POTTER (to intercom): Oh, tell the congressman to wait. [to Reineman] Go on.
REINEMAN: Fifteen years ago, a half-dozen houses stuck here and there. [indicating map] There's the old cemetery, squirrels, buttercups, daisies. Used to hunt rabbits there myself. Look at it today. Dozens of the prettiest little homes you ever saw. Ninety per cent owned by suckers who used to pay rent to you. Your Potter's Field, my dear Mr. Employer, is becoming just that. And are the local yokels making with those David and Goliath wisecracks!
POTTER: Oh, they are, are they? Even though they know the Baileys haven't made a dime out of it.
REINEMAN: You know very well why. The Baileys were all chumps. Every one of these homes is worth twice what it cost the Building and Loan to build. . . .

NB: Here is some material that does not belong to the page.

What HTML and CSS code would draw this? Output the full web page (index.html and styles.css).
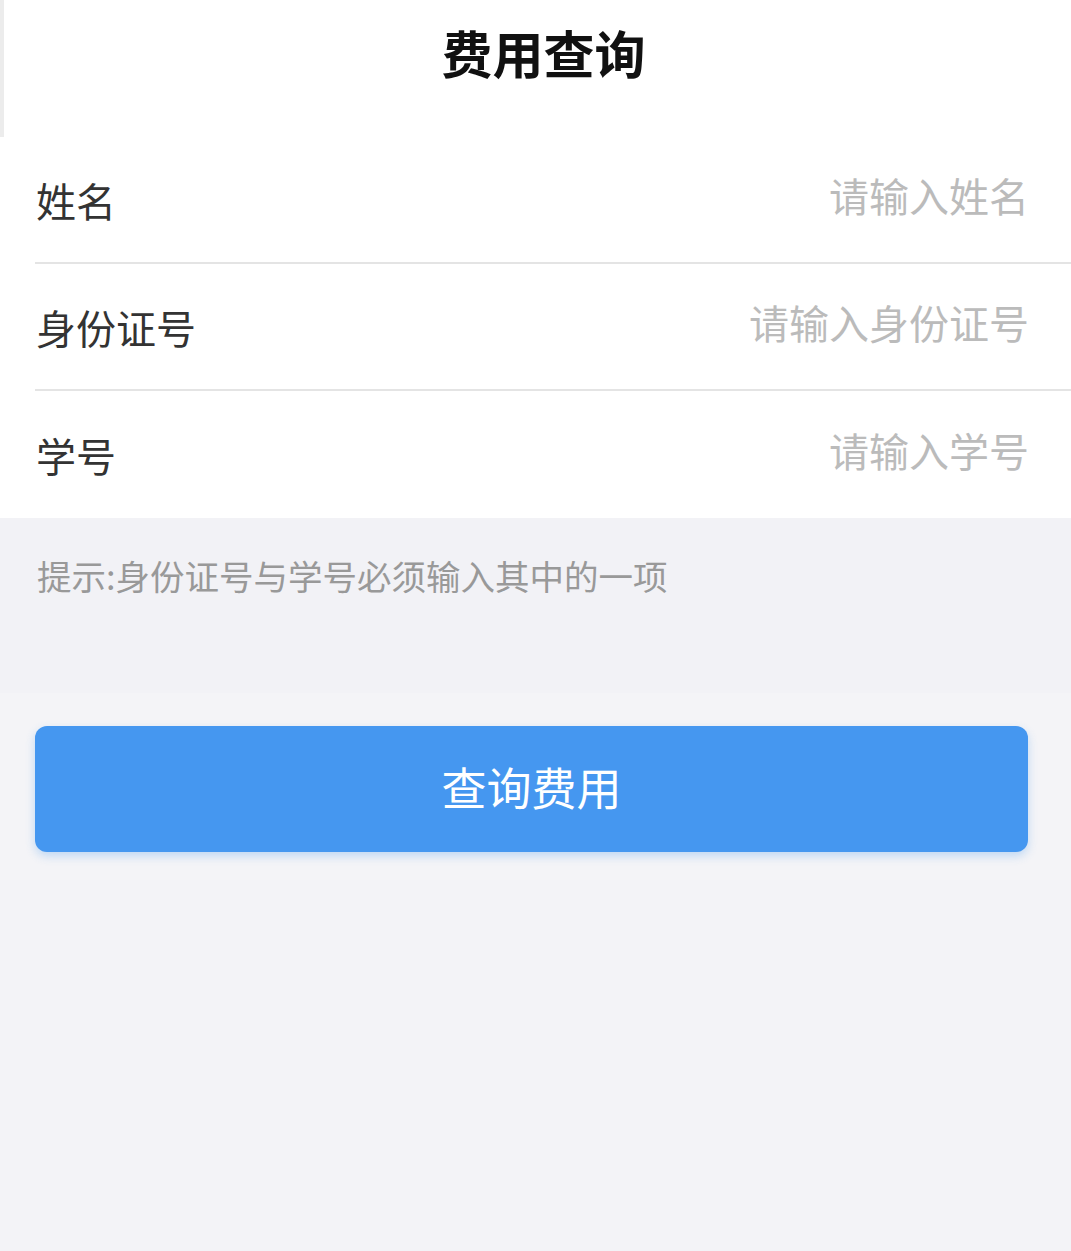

Posted by: jp at Dec 21, 2007 11:21:53 AM
Why are ARM's such a target? I still don't see ANY reason why ARM's are a bad idea for creditworthy people. I would be tens-of-thousands better off today if I had bought my house 4 years ago with an ARM and refinanced it to a fixed mortgage this year instead of choosing fixed from the beginning. Yes, option ARM's and negative-AM ARM's and subprime ARM's are terrible, but I know many people who gained from their prime hybrid ARM's.
And most corporate lending is on ARM terms, or is fixed rate debt swapped so the coroporation pays a floating rate. Do we believe they are behaving irrationally?
p.s. My best sentence of the day goes to Odograph's "This was broadly a cultural error, not strictly market, and not strictly governmental." Well put, and true for most of the left/right arguments here.